14.15. «Идем и идем вверх. Каждый следующий взлет принимаем за вершину, а ее все нет и нет… Когда же наконец все кончится?» — послышался в базовом лагере усталый голос Балыбердина. Монотонная ходьба выматывала не меньше, чем лазание по скалам. Точнее, техническая работа отвлекала от посторонних мыслей. Теперь, на этом простом пути, они поняли, насколько устали. Никаких эмоций и лишних движений. Несколько шагов — остановка. Еще несколько — снова отдых.

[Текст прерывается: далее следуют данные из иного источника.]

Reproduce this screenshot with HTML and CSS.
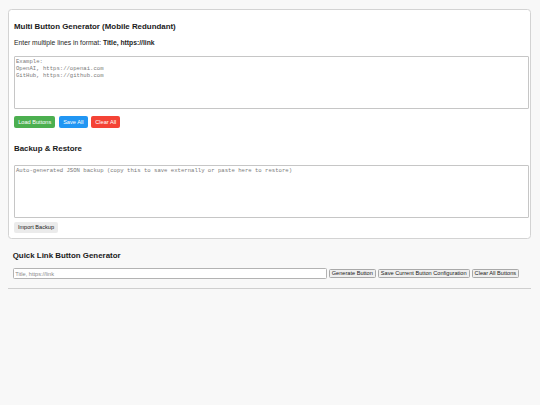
FILE: index.html
```html
<!DOCTYPE html>
<html lang="en">
<head>
<meta charset="utf-8">
<title>Multi Button Generator</title>
<link rel="stylesheet" href="styles.css">
</head>
<body>
<div class="page">
  <section class="card">
    <h3 class="title">Multi Button Generator (Mobile Redundant)</h3>
    <p class="hint">Enter multiple lines in format: <b>Title, https://link</b></p>
    <textarea class="area" placeholder="Example:&#10;OpenAI, https://openai.com&#10;GitHub, https://github.com"></textarea>
    <div class="actions">
      <button class="btn btn-green">Load Buttons</button>
      <button class="btn btn-blue">Save All</button>
      <button class="btn btn-red">Clear All</button>
    </div>
    <h3 class="subtitle">Backup &amp; Restore</h3>
    <textarea class="area" placeholder="Auto-generated JSON backup (copy this to save externally or paste here to restore)"></textarea>
    <div class="restore">
      <button class="btn btn-gray">Import Backup</button>
    </div>
  </section>
  <section class="quick">
    <h3 class="quick-title">Quick Link Button Generator</h3>
    <div class="quick-row">
      <input class="quick-input" type="text" placeholder="Title, https://link">
      <button class="plain-btn">Generate Button</button>
      <button class="plain-btn">Save Current Button Configuration</button>
      <button class="plain-btn">Clear All Buttons</button>
    </div>
  </section>
  <hr class="divider">
</div>
</body>
</html>
```
FILE: styles.css
```css
* {
  box-sizing: border-box;
}

html, body {
  margin: 0;
  background: #f8f8f8;
}

body {
  font-family: "Liberation Sans", Arial, sans-serif;
  color: #1e1e1e;
  font-size: 6.75px;
}

.page {
  padding: 8.5px 9px 0 8px;
}

.card {
  background: #ffffff;
  border: 1px solid #d3d3d3;
  border-radius: 3.5px;
  padding: 0 5px 5px 5px;
}

.title,
.subtitle,
.quick-title {
  font-size: 7.9px;
  line-height: 9px;
  font-weight: bold;
  color: #1a1a1a;
}

.title {
  margin: 12.2px 0 7.9px;
}

.hint {
  margin: 0 0 9.6px;
  line-height: 7.8px;
  font-size: 6.75px;
}

.area {
  display: block;
  width: 515px;
  height: 53px;
  margin: 0;
  padding: 1px;
  border: 1px solid #c6c6c6;
  border-radius: 1px;
  font-family: "Liberation Mono", "Courier New", monospace;
  font-size: 5.625px;
  color: #222;
  background: #fff;
  resize: none;
}

.area::placeholder {
  color: #7a7a7a;
}

.actions {
  display: flex;
  gap: 3.5px;
  margin-top: 7px;
}

.btn {
  height: 12px;
  padding: 0 4.2px;
  border: none;
  border-radius: 2px;
  font-family: "Liberation Sans", Arial, sans-serif;
  font-size: 5.625px;
  color: #fff;
  line-height: 12px;
}

.btn-green {
  background: #4caf50;
}

.btn-blue {
  background: #2196f3;
}

.btn-red {
  background: #f44336;
}

.subtitle {
  margin: 16.4px 0 11.6px;
}

.restore {
  margin-top: 4px;
  display: flex;
}

.btn-gray {
  height: 11px;
  line-height: 11px;
  padding: 0 3.9px;
  background: #ebebeb;
  color: #222;
}

.quick {
  margin-top: 12px;
  padding-left: 4.7px;
}

.quick-title {
  margin: 0 0 8.5px;
}

.quick-row {
  display: flex;
  align-items: center;
  gap: 2px;
  height: 11px;
}

.quick-input {
  width: 314px;
  height: 11px;
  margin: 0;
  padding: 0 1.6px;
  border: 1px solid #b3b3b3;
  border-radius: 1.5px;
  font-family: "Liberation Sans", Arial, sans-serif;
  font-size: 5.625px;
  background: #fff;
}

.quick-input::placeholder {
  color: #8a8a8a;
}

.plain-btn {
  height: 9px;
  margin: 0;
  padding: 0 2px;
  border: 1px solid #a9a9a9;
  border-radius: 1.5px;
  background: #efefef;
  font-family: "Liberation Sans", Arial, sans-serif;
  font-size: 5.625px;
  line-height: 7px;
  color: #1a1a1a;
}

.divider {
  margin: 9px 0 0;
  border: none;
  border-top: 1px solid #cfcfcf;
  height: 0;
}
```
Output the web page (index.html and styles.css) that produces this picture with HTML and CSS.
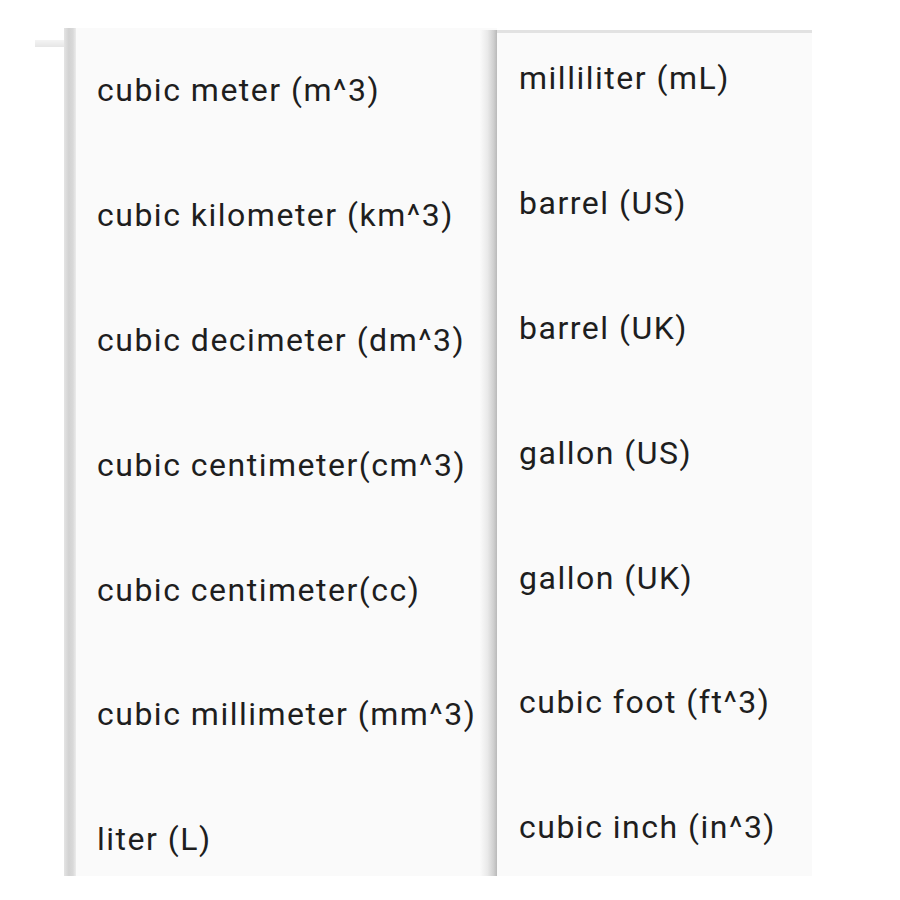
FILE: index.html
```html
<!DOCTYPE html>
<html>
<head>
<meta charset="utf-8">
<link rel="stylesheet" href="styles.css">
</head>
<body>
<div class="stage">
  <div class="tab"></div>
  <div class="menu menu-left">
    <div class="edge edge-left"></div>
    <ul class="list">
      <li class="item">cubic meter (m^3)</li>
      <li class="item">cubic kilometer (km^3)</li>
      <li class="item">cubic decimeter (dm^3)</li>
      <li class="item">cubic centimeter(cm^3)</li>
      <li class="item">cubic centimeter(cc)</li>
      <li class="item">cubic millimeter (mm^3)</li>
      <li class="item">liter (L)</li>
    </ul>
  </div>
  <div class="menu menu-right">
    <div class="edge edge-right"></div>
    <ul class="list list-scrolled">
      <li class="item">milliliter (mL)</li>
      <li class="item">barrel (US)</li>
      <li class="item">barrel (UK)</li>
      <li class="item">gallon (US)</li>
      <li class="item">gallon (UK)</li>
      <li class="item">cubic foot (ft^3)</li>
      <li class="item">cubic inch (in^3)</li>
    </ul>
  </div>
</div>
</body>
</html>
```
FILE: styles.css
```css
html, body {
  margin: 0;
  padding: 0;
  background: #ffffff;
}

.stage {
  display: grid;
  grid-template-columns: 29px 12px 404px 17px 315px;
  grid-template-rows: 848px;
  padding: 28px 0 0 35px;
}

.tab {
  grid-column: 1;
  grid-row: 1;
  align-self: start;
  margin-top: 12px;
  height: 7px;
  background: linear-gradient(#f4f4f4, #e6e6e6);
}

.menu {
  display: flex;
  overflow: hidden;
  background: #fafafa;
}

.menu-left {
  grid-column: 2 / 5;
  grid-row: 1;
}

.menu-right {
  grid-column: 4 / 6;
  grid-row: 1;
  margin-top: 2px;
  background: transparent;
  z-index: 1;
}

.edge {
  flex: none;
}

.edge-left {
  width: 12px;
  background: linear-gradient(to right, #e4e4e4 0%, #d2d2d2 40%, #d9d9d9 75%, #ececec 100%);
}

.edge-right {
  width: 17px;
  background: linear-gradient(to right, rgba(250,250,250,0) 0%, #e9e9e9 45%, #cfcfcf 80%, #b9b9b9 100%);
}

.list {
  flex: 1;
  list-style: none;
  margin: 0;
  padding: 0 0 0 21px;
  background: #fafafa;
  font-family: Roboto, "Liberation Sans", sans-serif;
  font-size: 32px;
  letter-spacing: 1.5px;
  color: #1e1e1e;
}

.menu-right .list {
  border-top: 3px solid #e2e2e2;
  padding-left: 22px;
}

.list-scrolled .item:first-child {
  margin-top: -17px;
}

.item {
  height: 124.8px;
  display: flex;
  align-items: center;
  white-space: nowrap;
}
```
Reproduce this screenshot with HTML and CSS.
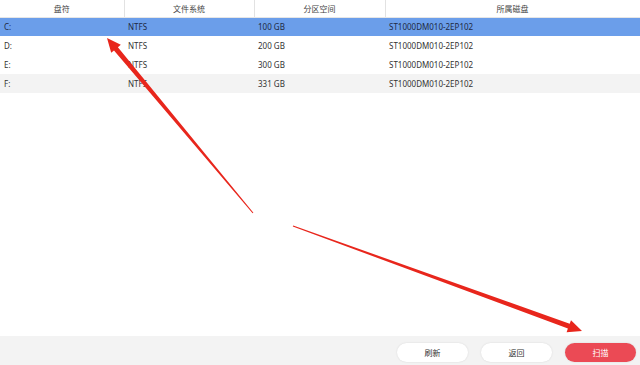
FILE: index.html
```html
<!DOCTYPE html>
<html lang="zh-CN">
<head>
    <meta charset="UTF-8">
    <title>分区列表</title>
    <link rel="stylesheet" href="styles.css">
</head>
<body>
    <div class="window">
        <!-- Partition table -->
        <table class="parts">
            <thead>
                <tr>
                    <th class="col-letter">盘符</th>
                    <th class="col-fs">文件系统</th>
                    <th class="col-size">分区空间</th>
                    <th class="col-disk">所属磁盘</th>
                </tr>
            </thead>
            <tbody>
                <tr class="selected">
                    <td>C:</td><td>NTFS</td><td>100 GB</td><td>ST1000DM010-2EP102</td>
                </tr>
                <tr>
                    <td>D:</td><td>NTFS</td><td>200 GB</td><td>ST1000DM010-2EP102</td>
                </tr>
                <tr>
                    <td>E:</td><td>NTFS</td><td>300 GB</td><td>ST1000DM010-2EP102</td>
                </tr>
                <tr class="alt">
                    <td>F:</td><td>NTFS</td><td>331 GB</td><td>ST1000DM010-2EP102</td>
                </tr>
            </tbody>
        </table>

        <div class="spacer"></div>

        <!-- Bottom actions -->
        <div class="footer">
            <button class="btn">刷新</button>
            <button class="btn">返回</button>
            <button class="btn btn-primary">扫描</button>
        </div>

        <!-- Annotation arrows -->
        <svg class="arrows" width="640" height="365" viewBox="0 0 640 365">
            <polygon points="253.4,212.7 117.9,47.2 120.8,44.7 107,38 111.2,52.8 114.0,50.4 252.6,213.3" />
            <polygon points="292.8,226.5 567.9,328.5 566.6,332.2 582,331 571.0,320.2 569.7,323.8 293.2,225.5" />
        </svg>
    </div>
</body>
</html>
```
FILE: styles.css
```css
/* Reset */
* {
    box-sizing: border-box;
    margin: 0;
    padding: 0;
}

body {
    font-family: "Noto Sans", "Noto Sans CJK SC", sans-serif;
    background: #fff;
    color: #333;
    width: 640px;
    height: 365px;
    overflow: hidden;
}

/* Window */
.window {
    position: relative;
    display: flex;
    flex-direction: column;
    width: 640px;
    height: 365px;
}

/* Table */
.parts {
    width: 640px;
    border-collapse: collapse;
    table-layout: fixed;
    font-size: 8px;
}

.parts th {
    height: 17px;
    font-weight: normal;
    color: #444;
    text-align: center;
    border-right: 1px solid #e2e2e2;
    border-bottom: 1px solid #e6e6e6;
}

.col-letter { width: 124px; }
.col-fs { width: 130px; }
.col-size { width: 131px; }
.col-disk { width: 255px; }

.parts td {
    height: 19px;
    padding-left: 4px;
    color: #333;
    white-space: nowrap;
}

.parts tr.selected {
    background: #6b9eea;
}

.parts tr.selected td {
    color: #1f2a44;
}

.parts tr.alt {
    background: #f3f3f3;
}

.spacer {
    flex: 1;
}

/* Footer */
.footer {
    height: 29px;
    background: #f3f3f3;
    display: flex;
    justify-content: flex-end;
    align-items: center;
    gap: 13px;
    padding: 3px 4px 0 0;
}

.btn {
    width: 71px;
    height: 19px;
    border: none;
    border-radius: 10px;
    background: #fff;
    color: #333;
    font-family: "Noto Sans", "Noto Sans CJK SC", sans-serif;
    font-size: 8px;
    box-shadow: 0 0 2px rgba(0, 0, 0, 0.12);
}

.btn-primary {
    background: #eb4a55;
    color: #fff;
}

/* Arrows */
.arrows {
    position: absolute;
    left: 0;
    top: 0;
    pointer-events: none;
}

.arrows polygon {
    fill: #e8261c;
}
```
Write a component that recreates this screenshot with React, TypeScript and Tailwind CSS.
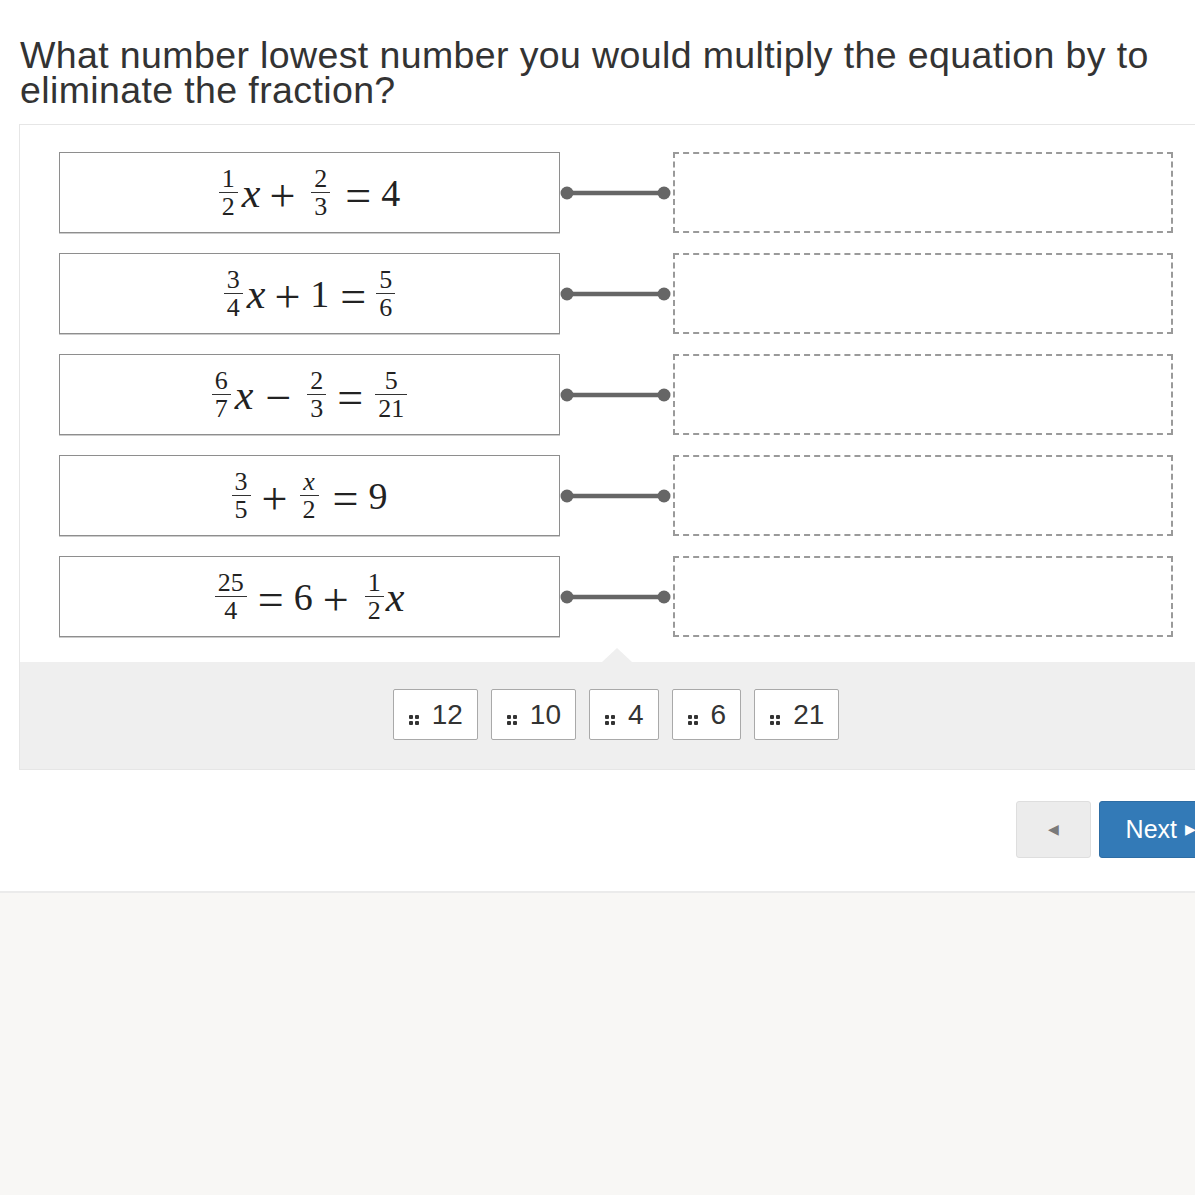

«Наконец склон начал выполаживаться, — опишет позже в дневнике последние метры пути Балыбердин. — Камни уступили место плавно поднимающемуся чисто снежному гребню с крутыми скатами на север и юг. Верхняя видимая точка не отдалялась, как раньше, по мере подъема, а стала опускаться. Еще чуть-чуть, и глаза окажутся на одной с ней горизонтали».
14.35. Балыбердин вызвал базу: «Во все стороны пути только вниз». Тамм поздравил его с победой и спросил, где напарник. «Скоро подойдет», — ответил Балыбердин. Минут через десять на вершину поднялся Мысловский. Володя не успел настроить кинокамеру, но Эдик, несмотря на его просьбы, не останавливаясь, прошел мимо и, обессиленный, плюхнулся на снег. Победа далась ему на пределе сил.
— Первые ощущения после победы? — вспоминает Владимир Балыбердин. — Неимоверная усталость. Но и облегчение: до самого конца шел без кислорода, и теперь оставался лишь путь вниз, где с каждым метром легче дышать. Еще я подумал: «Что бы ни случилось с погодой, с маршрутом, с нами — все равно советские альпинисты побывали на Эвересте».